Description of the task — Write out every entry exactly as given, but omit the pictures.
─── Given records
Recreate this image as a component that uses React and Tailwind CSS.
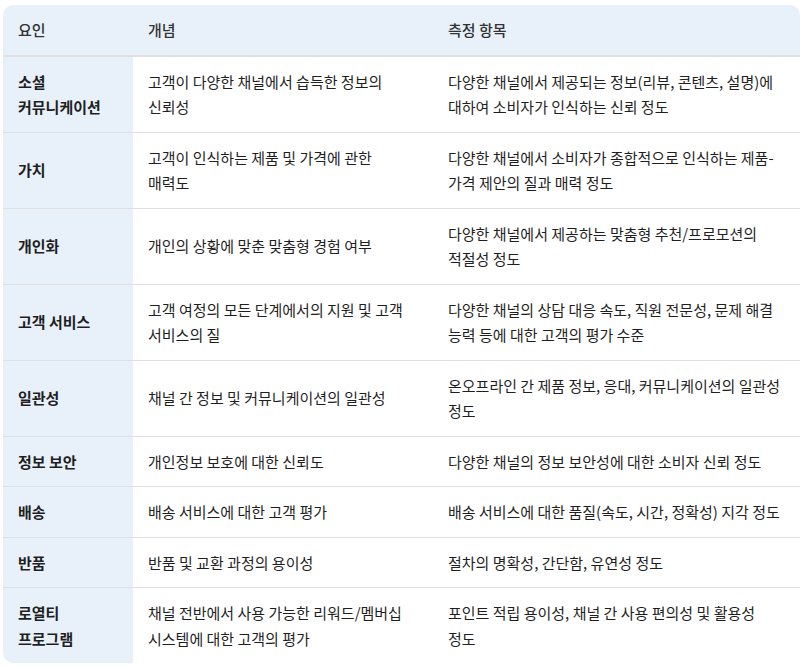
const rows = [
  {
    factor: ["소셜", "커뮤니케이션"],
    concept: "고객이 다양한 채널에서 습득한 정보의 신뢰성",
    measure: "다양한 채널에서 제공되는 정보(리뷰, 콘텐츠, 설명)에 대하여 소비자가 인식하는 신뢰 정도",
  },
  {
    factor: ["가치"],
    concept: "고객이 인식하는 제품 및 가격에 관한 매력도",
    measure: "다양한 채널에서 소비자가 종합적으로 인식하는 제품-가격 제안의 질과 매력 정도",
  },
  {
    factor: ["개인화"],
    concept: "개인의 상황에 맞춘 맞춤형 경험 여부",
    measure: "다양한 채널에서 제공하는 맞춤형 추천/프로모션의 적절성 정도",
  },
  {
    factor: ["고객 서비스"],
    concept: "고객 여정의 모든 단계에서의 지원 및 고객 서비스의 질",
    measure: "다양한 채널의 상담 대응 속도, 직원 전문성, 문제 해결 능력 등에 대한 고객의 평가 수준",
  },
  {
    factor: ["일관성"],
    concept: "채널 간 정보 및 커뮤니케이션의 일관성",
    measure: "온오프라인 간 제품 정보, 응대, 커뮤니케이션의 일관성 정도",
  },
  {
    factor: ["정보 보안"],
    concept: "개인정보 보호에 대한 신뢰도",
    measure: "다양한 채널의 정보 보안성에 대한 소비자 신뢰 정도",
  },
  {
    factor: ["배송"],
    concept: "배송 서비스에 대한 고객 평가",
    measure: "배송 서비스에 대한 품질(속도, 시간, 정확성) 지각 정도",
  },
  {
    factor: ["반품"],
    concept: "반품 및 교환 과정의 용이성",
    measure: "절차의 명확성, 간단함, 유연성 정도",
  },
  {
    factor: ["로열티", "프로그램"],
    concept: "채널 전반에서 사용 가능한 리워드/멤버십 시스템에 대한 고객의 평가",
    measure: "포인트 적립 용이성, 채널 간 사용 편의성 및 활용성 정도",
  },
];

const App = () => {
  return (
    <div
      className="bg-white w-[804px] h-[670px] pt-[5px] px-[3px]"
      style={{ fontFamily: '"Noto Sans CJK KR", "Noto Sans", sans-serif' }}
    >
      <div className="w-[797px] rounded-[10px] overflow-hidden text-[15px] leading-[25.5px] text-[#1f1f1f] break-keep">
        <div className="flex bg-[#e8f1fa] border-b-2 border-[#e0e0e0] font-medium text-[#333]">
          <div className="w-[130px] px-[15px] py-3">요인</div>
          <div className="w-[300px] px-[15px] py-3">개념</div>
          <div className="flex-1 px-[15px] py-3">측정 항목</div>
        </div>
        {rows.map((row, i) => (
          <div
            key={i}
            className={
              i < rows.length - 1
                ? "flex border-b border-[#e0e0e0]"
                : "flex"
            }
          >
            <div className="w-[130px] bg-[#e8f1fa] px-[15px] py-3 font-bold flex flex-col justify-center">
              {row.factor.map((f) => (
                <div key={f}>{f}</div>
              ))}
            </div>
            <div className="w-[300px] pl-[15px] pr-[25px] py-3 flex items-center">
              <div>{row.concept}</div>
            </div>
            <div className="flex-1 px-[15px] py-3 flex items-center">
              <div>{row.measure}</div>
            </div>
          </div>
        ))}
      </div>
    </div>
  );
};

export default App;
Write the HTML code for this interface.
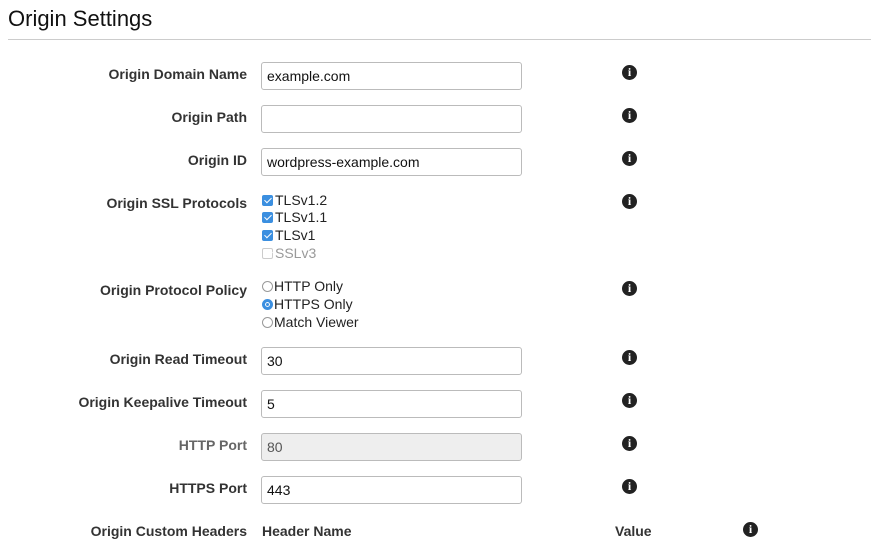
──────
Solution below —
Recreate this image as a component that uses React and Tailwind CSS.
const rows = [
  {
    factor: ["소셜", "커뮤니케이션"],
    concept: "고객이 다양한 채널에서 습득한 정보의 신뢰성",
    measure: "다양한 채널에서 제공되는 정보(리뷰, 콘텐츠, 설명)에 대하여 소비자가 인식하는 신뢰 정도",
  },
  {
    factor: ["가치"],
    concept: "고객이 인식하는 제품 및 가격에 관한 매력도",
    measure: "다양한 채널에서 소비자가 종합적으로 인식하는 제품-가격 제안의 질과 매력 정도",
  },
  {
    factor: ["개인화"],
    concept: "개인의 상황에 맞춘 맞춤형 경험 여부",
    measure: "다양한 채널에서 제공하는 맞춤형 추천/프로모션의 적절성 정도",
  },
  {
    factor: ["고객 서비스"],
    concept: "고객 여정의 모든 단계에서의 지원 및 고객 서비스의 질",
    measure: "다양한 채널의 상담 대응 속도, 직원 전문성, 문제 해결 능력 등에 대한 고객의 평가 수준",
  },
  {
    factor: ["일관성"],
    concept: "채널 간 정보 및 커뮤니케이션의 일관성",
    measure: "온오프라인 간 제품 정보, 응대, 커뮤니케이션의 일관성 정도",
  },
  {
    factor: ["정보 보안"],
    concept: "개인정보 보호에 대한 신뢰도",
    measure: "다양한 채널의 정보 보안성에 대한 소비자 신뢰 정도",
  },
  {
    factor: ["배송"],
    concept: "배송 서비스에 대한 고객 평가",
    measure: "배송 서비스에 대한 품질(속도, 시간, 정확성) 지각 정도",
  },
  {
    factor: ["반품"],
    concept: "반품 및 교환 과정의 용이성",
    measure: "절차의 명확성, 간단함, 유연성 정도",
  },
  {
    factor: ["로열티", "프로그램"],
    concept: "채널 전반에서 사용 가능한 리워드/멤버십 시스템에 대한 고객의 평가",
    measure: "포인트 적립 용이성, 채널 간 사용 편의성 및 활용성 정도",
  },
];

const App = () => {
  return (
    <div
      className="bg-white w-[804px] h-[670px] pt-[5px] px-[3px]"
      style={{ fontFamily: '"Noto Sans CJK KR", "Noto Sans", sans-serif' }}
    >
      <div className="w-[797px] rounded-[10px] overflow-hidden text-[15px] leading-[25.5px] text-[#1f1f1f] break-keep">
        <div className="flex bg-[#e8f1fa] border-b-2 border-[#e0e0e0] font-medium text-[#333]">
          <div className="w-[130px] px-[15px] py-3">요인</div>
          <div className="w-[300px] px-[15px] py-3">개념</div>
          <div className="flex-1 px-[15px] py-3">측정 항목</div>
        </div>
        {rows.map((row, i) => (
          <div
            key={i}
            className={
              i < rows.length - 1
                ? "flex border-b border-[#e0e0e0]"
                : "flex"
            }
          >
            <div className="w-[130px] bg-[#e8f1fa] px-[15px] py-3 font-bold flex flex-col justify-center">
              {row.factor.map((f) => (
                <div key={f}>{f}</div>
              ))}
            </div>
            <div className="w-[300px] pl-[15px] pr-[25px] py-3 flex items-center">
              <div>{row.concept}</div>
            </div>
            <div className="flex-1 px-[15px] py-3 flex items-center">
              <div>{row.measure}</div>
            </div>
          </div>
        ))}
      </div>
    </div>
  );
};

export default App;
Write the HTML code for this interface.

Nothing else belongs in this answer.